The primary engine behind Bitcoin’s resilience has been a decisive reversal in spot ETF flows. On May 1, U.S.-listed spot Bitcoin ETFs recorded net inflows of $629.8 million, halting a three-day streak of outflows and signaling renewed institutional appetite. BlackRock’s iShares Bitcoin Trust (IBIT) led the charge with a single-day purchase of $284.4 million, a move widely interpreted as confidence from pension funds and long-term capital allocators. This structural bid does more than absorb selling pressure; it reinforces a psychological and technical price floor, providing stability even amid low-volume trading conditions.
Compounding this fundamental support is a constructive technical backdrop. Bitcoin is currently trading above its 7-day, 30-day, and 200-day moving averages—a configuration that typically signals bullish momentum. Simultaneously, reports of de-escalation in Middle East tensions have eased a key macro overhang that had previously weighed on risk assets. While geopolitical developments remain fluid, the temporary reduction in uncertainty has created a more favorable environment for speculative capital to re-engage.
Looking ahead, the market stands at a critical inflection point.
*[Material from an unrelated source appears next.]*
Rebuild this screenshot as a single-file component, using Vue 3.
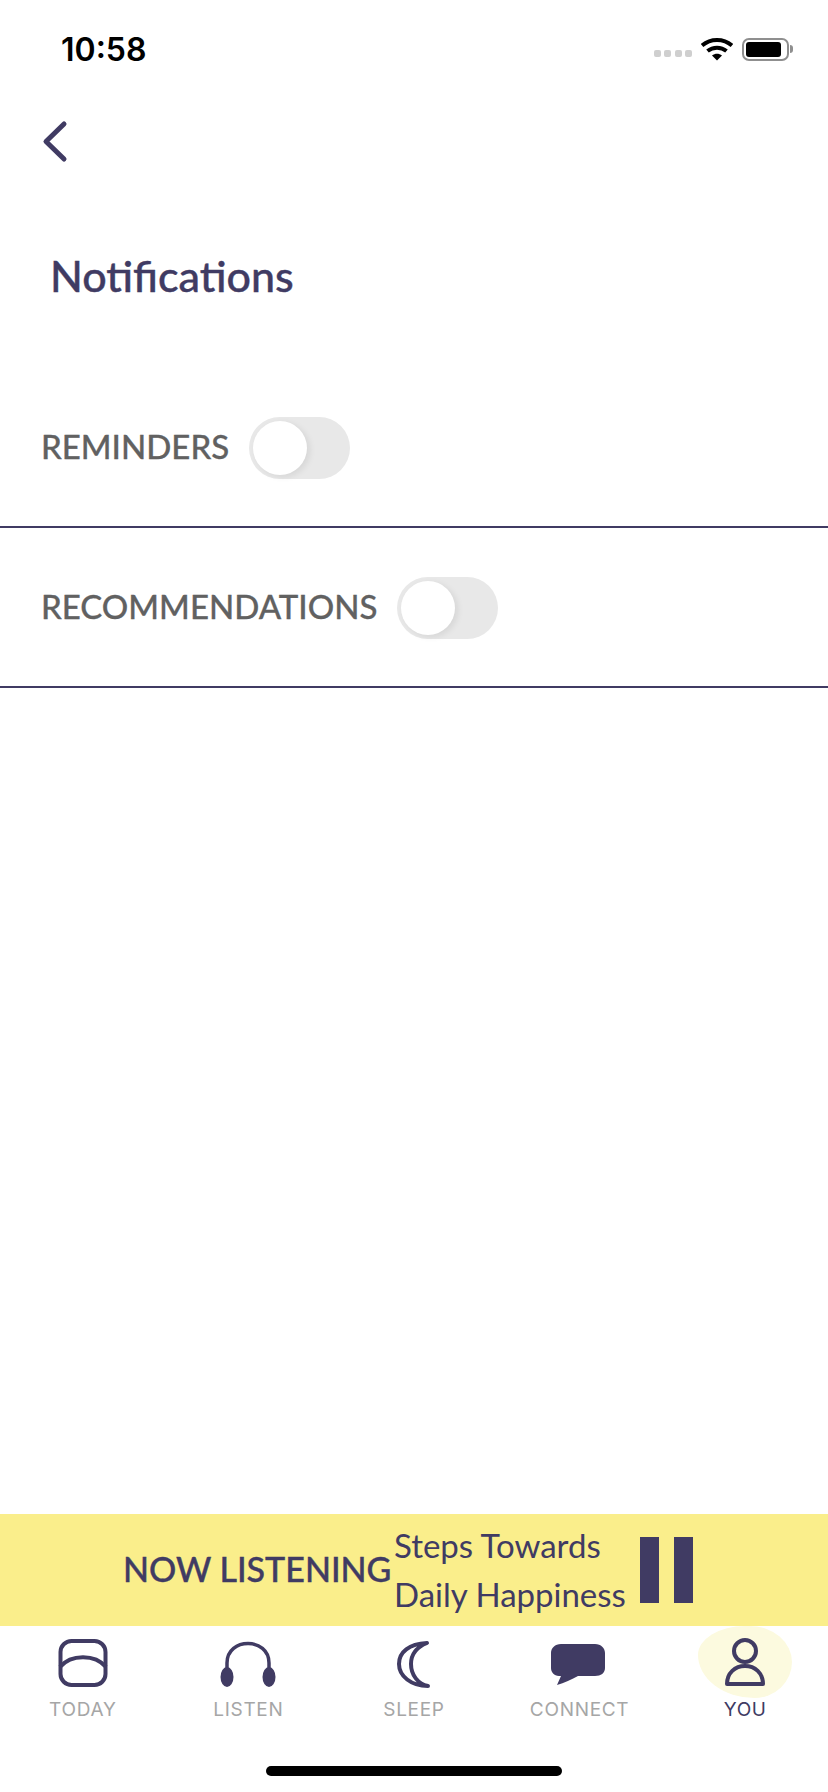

The immediate hurdle lies in the $78,000–$78,770 resistance band, which coincides with the cost basis for short-term holders. A decisive daily close above $78,770 could unlock a path toward $80,000 and potentially trigger a short squeeze extending to $84,000. Conversely, failure to hold this zone—particularly a break below the $77,310 bull-capitulation threshold—would raise the risk of a deeper corrective move. The pivotal variable remains the persistence of ETF inflows: sustained institutional demand is the clearest catalyst for a breakout, while fading participation could leave price action vulnerable to thin-liquidity reversals.
In sum, Bitcoin’s modest gain is underpinned by tangible institutional buying and a stabilizing macro backdrop, though cautious volume suggests the market is still weighing its next conviction move. The key question now is whether ETF-driven demand can maintain momentum to propel BTC through the psychologically and technically significant $80,000 level—or whether fragile liquidity will lead to a rejection at current resistance.